On Monday 21 June 2010 23:04:14 Walter Dnes wrote:
>   I just got a brand new custom-built 8 gig machine.  There's an
> outfit in north Toronto that has MSI motherboards with PS/2 ports,
> so I can keep my genuine IBM PS/2 clickety-clack-keyboard;
> wooooohooooo.  And the integrated Intel graphics chip has *BOTH VGA
> AND DIGITAL OUTPUTS*!

I have a box with those two outputs, but I found that the display card 
stopped working if I connected both outputs to the same, dual-input 
monitor. Just a cautionary note in case you have some need for that.

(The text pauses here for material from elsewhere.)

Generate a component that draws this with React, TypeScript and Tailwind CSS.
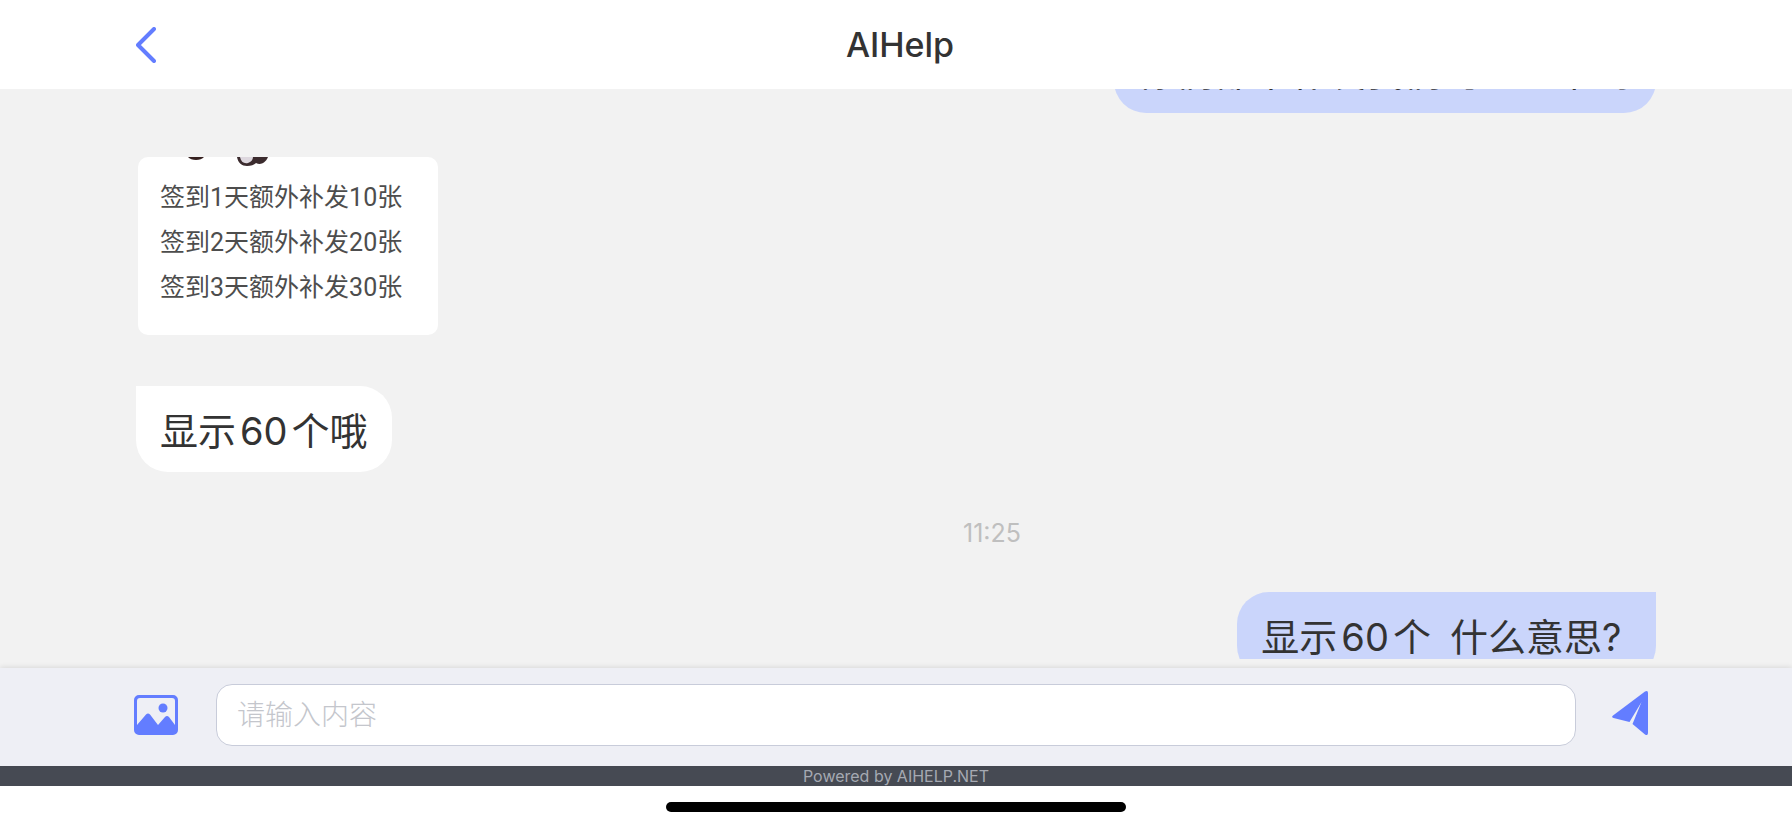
import type { ReactNode } from 'react';

interface Message {
  id: number;
  from: 'agent' | 'user';
  text: string;
}

const rewards = [
  { day: 1, amount: 10 },
  { day: 2, amount: 20 },
  { day: 3, amount: 30 },
];

const earlier: Message = { id: 1, from: 'user', text: '你们都不补发我们的签到卡吗' };
const reply: Message = { id: 2, from: 'agent', text: '显示60个哦' };
const latest: Message = { id: 3, from: 'user', text: '显示60个\u2002什么意思? ' };

function Bubble({ message }: { message: Message }) {
  const side =
    message.from === 'user'
      ? 'self-end bg-[#cad5fb] rounded-tr-none'
      : 'self-start bg-white rounded-tl-none';
  // digits get a little air between the Chinese characters
  const parts = message.text.split(/(\d+)/);
  return (
    <p className={`${side} shrink-0 whitespace-pre rounded-[32px] px-6 pb-[18px] pt-[22px] text-[38px] leading-[46px] text-[#333333]`}>
      {parts.map((part, i) => (
        /^\d+$/.test(part) ? <span key={i} className="mx-1">{part}</span> : part
      ))}
    </p>
  );
}

function RewardCard() {
  return (
    <div className="ml-0.5 mt-11 shrink-0 self-start overflow-hidden rounded-[10px] bg-white pb-[25px] pl-[22px] pr-9">
      <svg className="block" width="120" height="18" viewBox="0 0 120 18" aria-hidden="true">
        <path d="M28 0c3 4 13 4 16 0z" fill="#35201f" />
        <path d="M77 0c1 6 5 9 10 9 4 0 7-1 9-3 4 2 9 1 12-6z" fill="#3b2b2e" />
        <path d="M80 0c1 5 4 7 8 6 3-1 5-3 5-6z" fill="#ded8df" />
      </svg>
      <ul className="font-['Roboto','Noto_Sans_CJK_SC',sans-serif] text-[25px] leading-[45px] text-[#4d4d4d]">
        {rewards.map(reward => (
          <li key={reward.day}>签到{reward.day}天额外补发{reward.amount}张</li>
        ))}
      </ul>
    </div>
  );
}

function IconButton({ label, children }: { label: string; children: ReactNode }) {
  return (
    <button type="button" aria-label={label} className="shrink-0 cursor-pointer text-[#637dff]">
      {children}
    </button>
  );
}

export default function App() {
  return (
    <div className="flex h-screen flex-col overflow-hidden bg-white font-['Inter','Noto_Sans_CJK_SC',sans-serif]">
      <header className="grid shrink-0 grid-cols-[1fr_auto_1fr] items-center px-34 py-5">
        <IconButton label="返回">
          <svg width="20" height="36" viewBox="0 0 20 36" fill="none" stroke="currentColor" strokeWidth="4" strokeLinecap="round" strokeLinejoin="round">
            <path d="M18 2 2 18l16 16" />
          </svg>
        </IconButton>
        <h1 className="pl-2 text-[34px] font-medium leading-[49px] text-[#333333]">AIHelp</h1>
      </header>

      <main className="flex min-h-0 flex-1 flex-col bg-[#f2f2f2] px-34 pb-[9px]">
        <div className="flex min-h-0 flex-1 flex-col overflow-hidden">
          <div className="-mt-[62px] flex shrink-0 flex-col">
            <Bubble message={earlier} />
          </div>
          <RewardCard />
          <div className="mt-[51px] flex shrink-0 flex-col">
            <Bubble message={reply} />
          </div>
          <time className="ml-48 mt-11 shrink-0 text-center text-[25px] leading-[34px] text-[#bfbfbf]">11:25</time>
          <div className="mt-[42px] flex shrink-0 flex-col">
            <Bubble message={latest} />
          </div>
        </div>
      </main>

      <form
        className="relative flex shrink-0 items-center bg-[#eeeff5] pb-5 pl-[134px] pr-36 pt-4 shadow-[0_-1px_5px_rgba(0,0,0,0.1)]"
        onSubmit={event => event.preventDefault()}
      >
        <IconButton label="发送图片">
          <svg width="44" height="40" viewBox="0 0 44 40" fill="currentColor">
            <path fillRule="evenodd" d="M5 0h34a5 5 0 0 1 5 5v30a5 5 0 0 1-5 5H5a5 5 0 0 1-5-5V5a5 5 0 0 1 5-5zm1 3a3 3 0 0 0-3 3v24l9-10.500q2-2 4 0L24 30l7-8q2-2 4 0l6 8V6a3 3 0 0 0-3-3z" />
            <circle cx="29" cy="13" r="4.5" />
          </svg>
        </IconButton>
        <input
          type="text"
          aria-label="消息内容"
          placeholder="请输入内容"
          className="ml-[38px] mr-9 h-[62px] min-w-0 flex-1 rounded-2xl border border-[#c8ccda] bg-white px-5 text-[28px] font-light text-[#333333] placeholder:text-[#c4c6cc] focus:outline-none"
        />
        <IconButton label="发送">
          <svg width="36" height="48" viewBox="0 0 36 48" fill="currentColor">
            <path d="M33 .600Q36-1 36 2v40q0 3-3 1.500L20.500 33 29.500 11 17.500 31 1.500 27q-2.500-1-.500-2.500z" />
          </svg>
        </IconButton>
      </form>

      <footer className="shrink-0">
        <p className="bg-[#464a53] text-center text-base leading-5 text-[#a5a9b2]">Powered by AIHELP.NET</p>
        <div className="flex justify-center pb-4 pt-4">
          <div className="h-2.5 w-[460px] rounded-full bg-black" />
        </div>
      </footer>
    </div>
  );
}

> Anyhow, I have 8 gigs of ram on the sytem (will obviously be 64-bit
> Gentoo) and I want to know how much swap I need.  The general rule of
> thumb is twice the ram.  In this case, it would be 16 gigs.  I think
> that it may not need swap when up, unless I do some heavy duty stuff.

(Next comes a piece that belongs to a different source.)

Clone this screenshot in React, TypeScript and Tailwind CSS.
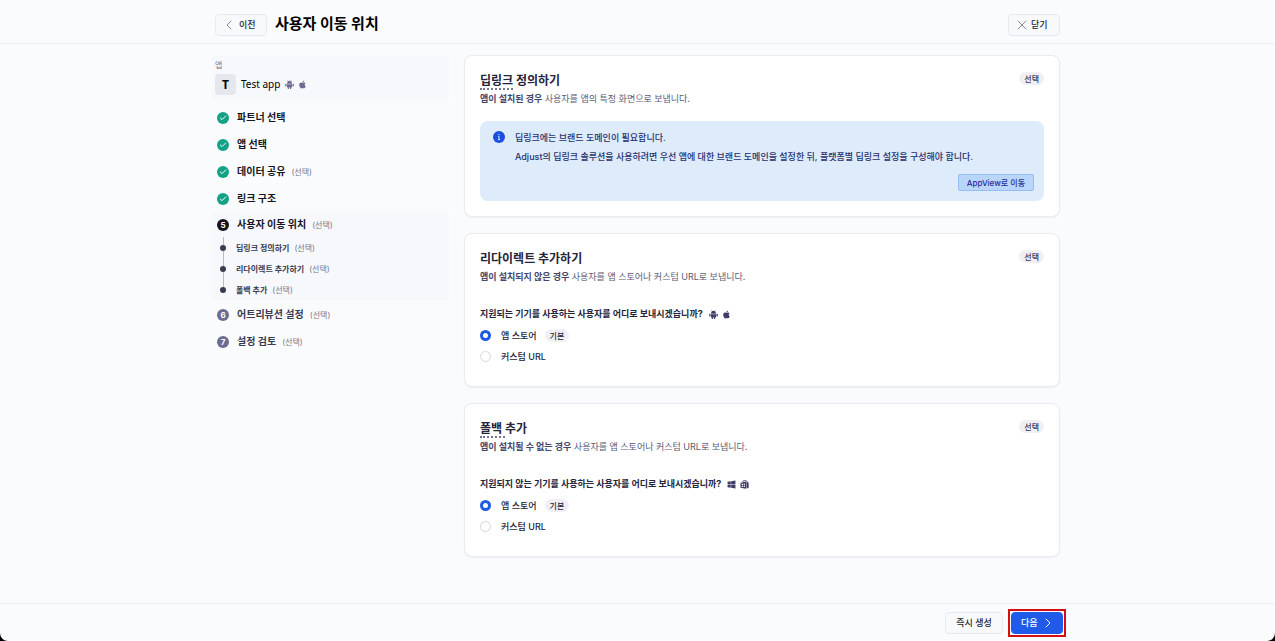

With 8 GB RAM I recommend putting /tmp into a tmpfs, thus:

tmpfs         /tmp          tmpfs   nodev,nosuid,size=16G   0 0

This box has 4 GB RAM, which is never all occupied unless I'm compiling 
something big, such as Open Office. I created two swap partitions: a 2G 
and a 20G. The 2G partition has pri=10 and the 20G has pri=1. Now the 
small swap will be used in ordinary operation (though it never is, as 
far as I know). When I'm emerging Open Office, the big swap is added when 
it's needed, and /tmp is rolled out to swap when it grows too big for 
the physical memory.

You may think the small swap is an unnecessary complication, and I dare 
say it is, but when you have lots of space, why not play in it? Anyway, 
it seemed like a good idea at the time.

(Actually, I've made it more complex still, by duplicating the swap 
arrangement on the second disk so that the kernel has maximum flexibility 
and can use the most efficient device at any time.)

> My main concern about a swap partition is how much I need for
> hibernate-to-disk to work.  Is there a rule about this, or should I
> simply allocate 16 gigs out of my terabyte drive, and play it safe?

Can't help you there; sorry.

-- 
Rgds
Peter.          Linux Counter 5290, 1994-04-23.